* EXERCISE DESCRIPTION *
Pull every line containing "styles" out of the material below.

────────────────────

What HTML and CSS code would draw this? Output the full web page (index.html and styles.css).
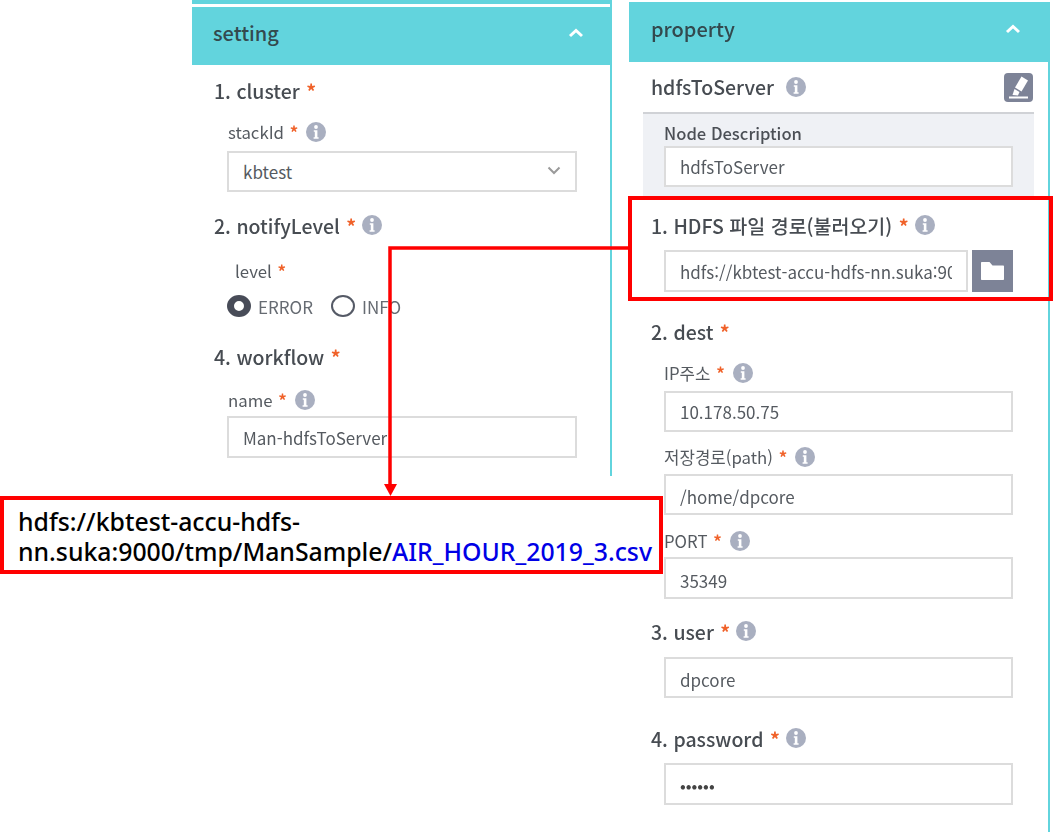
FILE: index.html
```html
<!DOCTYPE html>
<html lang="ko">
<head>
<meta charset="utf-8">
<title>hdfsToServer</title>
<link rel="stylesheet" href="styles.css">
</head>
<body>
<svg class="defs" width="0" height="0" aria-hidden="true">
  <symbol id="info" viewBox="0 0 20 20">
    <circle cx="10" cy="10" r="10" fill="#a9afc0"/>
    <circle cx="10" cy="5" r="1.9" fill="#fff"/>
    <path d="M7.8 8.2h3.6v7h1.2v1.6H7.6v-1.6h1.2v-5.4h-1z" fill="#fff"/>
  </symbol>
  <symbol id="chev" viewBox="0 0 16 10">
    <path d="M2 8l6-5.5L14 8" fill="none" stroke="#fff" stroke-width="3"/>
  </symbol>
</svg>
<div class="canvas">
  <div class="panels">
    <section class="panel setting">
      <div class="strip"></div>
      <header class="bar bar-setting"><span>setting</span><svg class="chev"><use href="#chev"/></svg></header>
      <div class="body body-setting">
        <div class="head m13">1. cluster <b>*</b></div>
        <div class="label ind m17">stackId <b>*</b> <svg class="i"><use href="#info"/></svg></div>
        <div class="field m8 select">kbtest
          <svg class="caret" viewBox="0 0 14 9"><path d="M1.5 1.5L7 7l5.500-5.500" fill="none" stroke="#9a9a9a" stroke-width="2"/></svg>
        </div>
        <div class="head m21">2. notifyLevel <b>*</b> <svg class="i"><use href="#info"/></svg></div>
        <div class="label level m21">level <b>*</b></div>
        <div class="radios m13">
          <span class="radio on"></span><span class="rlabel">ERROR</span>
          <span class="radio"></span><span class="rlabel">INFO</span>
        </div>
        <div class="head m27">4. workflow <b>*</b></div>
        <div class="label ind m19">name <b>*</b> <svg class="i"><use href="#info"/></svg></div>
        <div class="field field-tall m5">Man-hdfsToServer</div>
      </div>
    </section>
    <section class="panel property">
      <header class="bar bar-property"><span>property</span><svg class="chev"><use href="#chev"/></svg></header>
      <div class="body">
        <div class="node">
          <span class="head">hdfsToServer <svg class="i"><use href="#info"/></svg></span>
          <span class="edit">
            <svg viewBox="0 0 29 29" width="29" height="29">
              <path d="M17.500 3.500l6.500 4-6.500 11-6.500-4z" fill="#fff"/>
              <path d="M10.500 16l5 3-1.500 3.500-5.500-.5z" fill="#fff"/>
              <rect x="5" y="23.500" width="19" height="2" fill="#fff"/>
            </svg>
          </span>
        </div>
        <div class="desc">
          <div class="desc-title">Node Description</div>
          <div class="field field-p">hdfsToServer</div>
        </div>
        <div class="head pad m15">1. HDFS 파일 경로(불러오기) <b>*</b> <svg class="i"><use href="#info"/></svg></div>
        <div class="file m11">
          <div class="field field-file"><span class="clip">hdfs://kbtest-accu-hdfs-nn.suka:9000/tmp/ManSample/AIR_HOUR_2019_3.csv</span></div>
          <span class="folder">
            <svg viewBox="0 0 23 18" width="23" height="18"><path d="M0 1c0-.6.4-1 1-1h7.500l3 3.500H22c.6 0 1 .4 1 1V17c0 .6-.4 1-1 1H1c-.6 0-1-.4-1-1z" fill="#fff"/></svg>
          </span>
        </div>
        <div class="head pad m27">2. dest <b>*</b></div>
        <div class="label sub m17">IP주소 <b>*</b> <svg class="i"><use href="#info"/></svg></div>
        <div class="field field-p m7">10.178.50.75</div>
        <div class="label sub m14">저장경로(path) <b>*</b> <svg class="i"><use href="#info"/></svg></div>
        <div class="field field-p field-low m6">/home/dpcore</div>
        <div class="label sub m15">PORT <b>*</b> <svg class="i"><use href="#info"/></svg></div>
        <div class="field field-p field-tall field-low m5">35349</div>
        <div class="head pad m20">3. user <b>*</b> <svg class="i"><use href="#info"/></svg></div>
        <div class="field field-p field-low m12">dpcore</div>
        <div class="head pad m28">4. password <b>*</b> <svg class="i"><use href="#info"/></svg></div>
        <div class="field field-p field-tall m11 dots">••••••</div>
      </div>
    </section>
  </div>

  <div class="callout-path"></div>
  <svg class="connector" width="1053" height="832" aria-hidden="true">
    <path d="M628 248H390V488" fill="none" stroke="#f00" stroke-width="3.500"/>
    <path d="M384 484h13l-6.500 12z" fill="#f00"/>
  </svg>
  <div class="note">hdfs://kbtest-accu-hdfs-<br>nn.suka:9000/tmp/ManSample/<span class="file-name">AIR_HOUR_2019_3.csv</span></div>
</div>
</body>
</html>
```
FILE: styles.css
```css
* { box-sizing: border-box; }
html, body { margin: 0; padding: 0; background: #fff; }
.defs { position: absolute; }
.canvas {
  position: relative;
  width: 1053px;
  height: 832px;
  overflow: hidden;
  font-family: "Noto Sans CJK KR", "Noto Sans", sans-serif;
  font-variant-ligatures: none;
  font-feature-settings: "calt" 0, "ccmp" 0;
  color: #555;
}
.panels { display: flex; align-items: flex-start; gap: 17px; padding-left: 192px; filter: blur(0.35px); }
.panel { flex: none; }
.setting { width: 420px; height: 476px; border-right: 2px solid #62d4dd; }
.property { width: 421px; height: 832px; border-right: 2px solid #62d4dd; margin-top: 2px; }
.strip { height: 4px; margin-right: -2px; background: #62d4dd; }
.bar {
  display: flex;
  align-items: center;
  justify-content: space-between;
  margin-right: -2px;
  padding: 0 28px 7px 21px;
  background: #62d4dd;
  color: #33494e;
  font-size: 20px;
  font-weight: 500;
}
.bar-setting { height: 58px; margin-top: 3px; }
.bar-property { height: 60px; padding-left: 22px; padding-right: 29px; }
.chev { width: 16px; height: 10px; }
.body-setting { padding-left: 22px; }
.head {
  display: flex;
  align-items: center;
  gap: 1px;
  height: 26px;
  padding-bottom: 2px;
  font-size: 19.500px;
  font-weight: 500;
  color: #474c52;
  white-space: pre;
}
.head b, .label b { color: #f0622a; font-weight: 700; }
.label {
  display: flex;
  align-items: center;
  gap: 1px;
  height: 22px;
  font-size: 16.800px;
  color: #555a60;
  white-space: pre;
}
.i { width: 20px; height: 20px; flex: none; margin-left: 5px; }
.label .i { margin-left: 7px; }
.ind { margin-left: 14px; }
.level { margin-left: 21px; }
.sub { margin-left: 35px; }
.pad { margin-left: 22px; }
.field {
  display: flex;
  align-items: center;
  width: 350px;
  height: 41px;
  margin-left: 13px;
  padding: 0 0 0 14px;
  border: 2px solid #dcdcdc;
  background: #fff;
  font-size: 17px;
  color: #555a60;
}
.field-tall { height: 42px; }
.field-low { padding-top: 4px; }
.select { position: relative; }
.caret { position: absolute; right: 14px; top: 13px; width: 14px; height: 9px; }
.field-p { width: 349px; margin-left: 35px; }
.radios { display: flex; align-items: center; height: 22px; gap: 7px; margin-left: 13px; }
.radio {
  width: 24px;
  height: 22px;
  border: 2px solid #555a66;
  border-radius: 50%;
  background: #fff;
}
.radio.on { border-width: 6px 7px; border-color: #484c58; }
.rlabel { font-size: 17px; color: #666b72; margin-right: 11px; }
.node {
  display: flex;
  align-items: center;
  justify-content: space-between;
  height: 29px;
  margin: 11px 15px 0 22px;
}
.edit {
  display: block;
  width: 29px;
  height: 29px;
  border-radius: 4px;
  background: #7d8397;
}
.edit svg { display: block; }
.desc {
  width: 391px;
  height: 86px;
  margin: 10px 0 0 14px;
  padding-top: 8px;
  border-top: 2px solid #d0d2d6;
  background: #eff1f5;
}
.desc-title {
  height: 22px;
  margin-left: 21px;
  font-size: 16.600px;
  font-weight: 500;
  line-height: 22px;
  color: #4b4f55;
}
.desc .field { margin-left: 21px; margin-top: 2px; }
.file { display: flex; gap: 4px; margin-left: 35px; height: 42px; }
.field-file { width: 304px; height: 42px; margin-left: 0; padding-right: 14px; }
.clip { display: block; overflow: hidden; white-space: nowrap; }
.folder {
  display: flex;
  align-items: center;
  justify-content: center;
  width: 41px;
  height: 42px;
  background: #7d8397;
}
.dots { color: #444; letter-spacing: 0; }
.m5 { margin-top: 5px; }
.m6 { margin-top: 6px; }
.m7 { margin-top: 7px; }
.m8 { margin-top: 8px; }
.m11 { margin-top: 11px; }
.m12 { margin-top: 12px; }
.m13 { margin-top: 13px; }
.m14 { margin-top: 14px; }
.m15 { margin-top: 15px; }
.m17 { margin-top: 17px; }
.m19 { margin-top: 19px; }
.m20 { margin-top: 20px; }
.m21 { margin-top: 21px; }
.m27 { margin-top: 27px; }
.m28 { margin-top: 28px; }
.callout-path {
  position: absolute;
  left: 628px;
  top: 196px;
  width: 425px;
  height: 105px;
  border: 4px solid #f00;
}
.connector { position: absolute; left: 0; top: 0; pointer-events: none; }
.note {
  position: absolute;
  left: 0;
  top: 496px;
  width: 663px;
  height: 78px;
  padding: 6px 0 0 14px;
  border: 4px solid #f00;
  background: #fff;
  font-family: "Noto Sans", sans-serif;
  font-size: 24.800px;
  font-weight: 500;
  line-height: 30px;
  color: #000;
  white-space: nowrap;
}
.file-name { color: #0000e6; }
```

────────────────────

* SOLUTION FOR THIS PROBLEM *
What HTML and CSS code would draw this? Output the full web page (index.html and styles.css).
<link rel="stylesheet" href="styles.css">
FILE: styles.css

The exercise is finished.